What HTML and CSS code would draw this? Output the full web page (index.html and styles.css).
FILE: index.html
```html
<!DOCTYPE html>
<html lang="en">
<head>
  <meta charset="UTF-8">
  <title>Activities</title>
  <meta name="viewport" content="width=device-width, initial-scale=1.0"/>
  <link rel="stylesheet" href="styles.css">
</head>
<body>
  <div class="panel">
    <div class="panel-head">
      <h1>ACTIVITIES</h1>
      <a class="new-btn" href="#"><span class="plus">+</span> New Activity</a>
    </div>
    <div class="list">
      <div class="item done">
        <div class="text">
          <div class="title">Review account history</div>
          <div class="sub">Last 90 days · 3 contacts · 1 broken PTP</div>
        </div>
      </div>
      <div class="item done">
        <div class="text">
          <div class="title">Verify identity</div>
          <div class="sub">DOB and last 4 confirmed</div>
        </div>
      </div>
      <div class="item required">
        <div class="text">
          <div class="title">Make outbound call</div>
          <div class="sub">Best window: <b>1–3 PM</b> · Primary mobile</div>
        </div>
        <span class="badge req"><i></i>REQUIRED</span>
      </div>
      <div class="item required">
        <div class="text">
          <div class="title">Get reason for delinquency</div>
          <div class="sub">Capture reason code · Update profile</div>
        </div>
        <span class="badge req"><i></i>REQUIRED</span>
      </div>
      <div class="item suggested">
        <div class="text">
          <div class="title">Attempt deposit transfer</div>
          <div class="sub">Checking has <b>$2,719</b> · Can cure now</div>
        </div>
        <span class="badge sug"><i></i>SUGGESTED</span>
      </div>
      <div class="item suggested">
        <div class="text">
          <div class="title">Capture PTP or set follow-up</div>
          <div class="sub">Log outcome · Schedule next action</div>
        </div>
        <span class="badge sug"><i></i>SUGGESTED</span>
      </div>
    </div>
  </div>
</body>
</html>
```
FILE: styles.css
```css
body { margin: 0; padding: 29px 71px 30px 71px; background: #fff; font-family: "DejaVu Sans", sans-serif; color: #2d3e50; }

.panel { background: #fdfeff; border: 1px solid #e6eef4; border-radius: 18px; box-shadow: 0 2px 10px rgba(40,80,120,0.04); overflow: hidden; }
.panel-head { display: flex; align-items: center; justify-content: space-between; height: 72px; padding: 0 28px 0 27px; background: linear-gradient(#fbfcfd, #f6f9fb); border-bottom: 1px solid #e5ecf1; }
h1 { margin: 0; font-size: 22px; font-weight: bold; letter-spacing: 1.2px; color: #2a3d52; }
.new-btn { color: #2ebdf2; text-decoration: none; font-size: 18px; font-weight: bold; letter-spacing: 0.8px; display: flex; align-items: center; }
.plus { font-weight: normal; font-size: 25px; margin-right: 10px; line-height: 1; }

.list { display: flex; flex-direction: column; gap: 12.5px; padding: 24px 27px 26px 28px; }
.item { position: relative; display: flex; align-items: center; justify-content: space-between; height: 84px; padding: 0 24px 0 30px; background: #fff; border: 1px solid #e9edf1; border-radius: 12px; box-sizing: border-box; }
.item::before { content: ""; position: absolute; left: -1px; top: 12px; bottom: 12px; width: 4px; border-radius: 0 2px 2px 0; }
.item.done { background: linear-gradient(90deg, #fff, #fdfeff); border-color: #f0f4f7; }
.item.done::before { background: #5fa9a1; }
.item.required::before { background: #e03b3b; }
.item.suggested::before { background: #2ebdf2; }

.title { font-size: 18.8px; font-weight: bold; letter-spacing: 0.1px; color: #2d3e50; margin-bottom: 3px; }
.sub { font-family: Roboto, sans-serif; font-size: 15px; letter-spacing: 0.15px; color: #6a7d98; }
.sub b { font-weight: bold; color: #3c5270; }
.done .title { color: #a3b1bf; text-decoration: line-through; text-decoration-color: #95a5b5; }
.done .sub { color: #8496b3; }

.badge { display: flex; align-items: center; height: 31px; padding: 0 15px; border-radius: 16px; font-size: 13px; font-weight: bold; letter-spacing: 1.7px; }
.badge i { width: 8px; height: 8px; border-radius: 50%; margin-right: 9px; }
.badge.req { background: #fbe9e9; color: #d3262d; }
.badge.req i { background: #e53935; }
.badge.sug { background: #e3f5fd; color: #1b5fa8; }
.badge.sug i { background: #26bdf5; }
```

------------------------------------------------------------------------

## What is required
Set every line of the listing down word for word.

## Result for this task
What HTML and CSS code would draw this? Output the full web page (index.html and styles.css).
FILE: index.html
```html
<!DOCTYPE html>
<html lang="en">
<head>
  <meta charset="UTF-8">
  <title>Activities</title>
  <meta name="viewport" content="width=device-width, initial-scale=1.0"/>
  <link rel="stylesheet" href="styles.css">
</head>
<body>
  <div class="panel">
    <div class="panel-head">
      <h1>ACTIVITIES</h1>
      <a class="new-btn" href="#"><span class="plus">+</span> New Activity</a>
    </div>
    <div class="list">
      <div class="item done">
        <div class="text">
          <div class="title">Review account history</div>
          <div class="sub">Last 90 days · 3 contacts · 1 broken PTP</div>
        </div>
      </div>
      <div class="item done">
        <div class="text">
          <div class="title">Verify identity</div>
          <div class="sub">DOB and last 4 confirmed</div>
        </div>
      </div>
      <div class="item required">
        <div class="text">
          <div class="title">Make outbound call</div>
          <div class="sub">Best window: <b>1–3 PM</b> · Primary mobile</div>
        </div>
        <span class="badge req"><i></i>REQUIRED</span>
      </div>
      <div class="item required">
        <div class="text">
          <div class="title">Get reason for delinquency</div>
          <div class="sub">Capture reason code · Update profile</div>
        </div>
        <span class="badge req"><i></i>REQUIRED</span>
      </div>
      <div class="item suggested">
        <div class="text">
          <div class="title">Attempt deposit transfer</div>
          <div class="sub">Checking has <b>$2,719</b> · Can cure now</div>
        </div>
        <span class="badge sug"><i></i>SUGGESTED</span>
      </div>
      <div class="item suggested">
        <div class="text">
          <div class="title">Capture PTP or set follow-up</div>
          <div class="sub">Log outcome · Schedule next action</div>
        </div>
        <span class="badge sug"><i></i>SUGGESTED</span>
      </div>
    </div>
  </div>
</body>
</html>
```
FILE: styles.css
```css
body { margin: 0; padding: 29px 71px 30px 71px; background: #fff; font-family: "DejaVu Sans", sans-serif; color: #2d3e50; }

.panel { background: #fdfeff; border: 1px solid #e6eef4; border-radius: 18px; box-shadow: 0 2px 10px rgba(40,80,120,0.04); overflow: hidden; }
.panel-head { display: flex; align-items: center; justify-content: space-between; height: 72px; padding: 0 28px 0 27px; background: linear-gradient(#fbfcfd, #f6f9fb); border-bottom: 1px solid #e5ecf1; }
h1 { margin: 0; font-size: 22px; font-weight: bold; letter-spacing: 1.2px; color: #2a3d52; }
.new-btn { color: #2ebdf2; text-decoration: none; font-size: 18px; font-weight: bold; letter-spacing: 0.8px; display: flex; align-items: center; }
.plus { font-weight: normal; font-size: 25px; margin-right: 10px; line-height: 1; }

.list { display: flex; flex-direction: column; gap: 12.5px; padding: 24px 27px 26px 28px; }
.item { position: relative; display: flex; align-items: center; justify-content: space-between; height: 84px; padding: 0 24px 0 30px; background: #fff; border: 1px solid #e9edf1; border-radius: 12px; box-sizing: border-box; }
.item::before { content: ""; position: absolute; left: -1px; top: 12px; bottom: 12px; width: 4px; border-radius: 0 2px 2px 0; }
.item.done { background: linear-gradient(90deg, #fff, #fdfeff); border-color: #f0f4f7; }
.item.done::before { background: #5fa9a1; }
.item.required::before { background: #e03b3b; }
.item.suggested::before { background: #2ebdf2; }

.title { font-size: 18.8px; font-weight: bold; letter-spacing: 0.1px; color: #2d3e50; margin-bottom: 3px; }
.sub { font-family: Roboto, sans-serif; font-size: 15px; letter-spacing: 0.15px; color: #6a7d98; }
.sub b { font-weight: bold; color: #3c5270; }
.done .title { color: #a3b1bf; text-decoration: line-through; text-decoration-color: #95a5b5; }
.done .sub { color: #8496b3; }

.badge { display: flex; align-items: center; height: 31px; padding: 0 15px; border-radius: 16px; font-size: 13px; font-weight: bold; letter-spacing: 1.7px; }
.badge i { width: 8px; height: 8px; border-radius: 50%; margin-right: 9px; }
.badge.req { background: #fbe9e9; color: #d3262d; }
.badge.req i { background: #e53935; }
.badge.sug { background: #e3f5fd; color: #1b5fa8; }
.badge.sug i { background: #26bdf5; }
```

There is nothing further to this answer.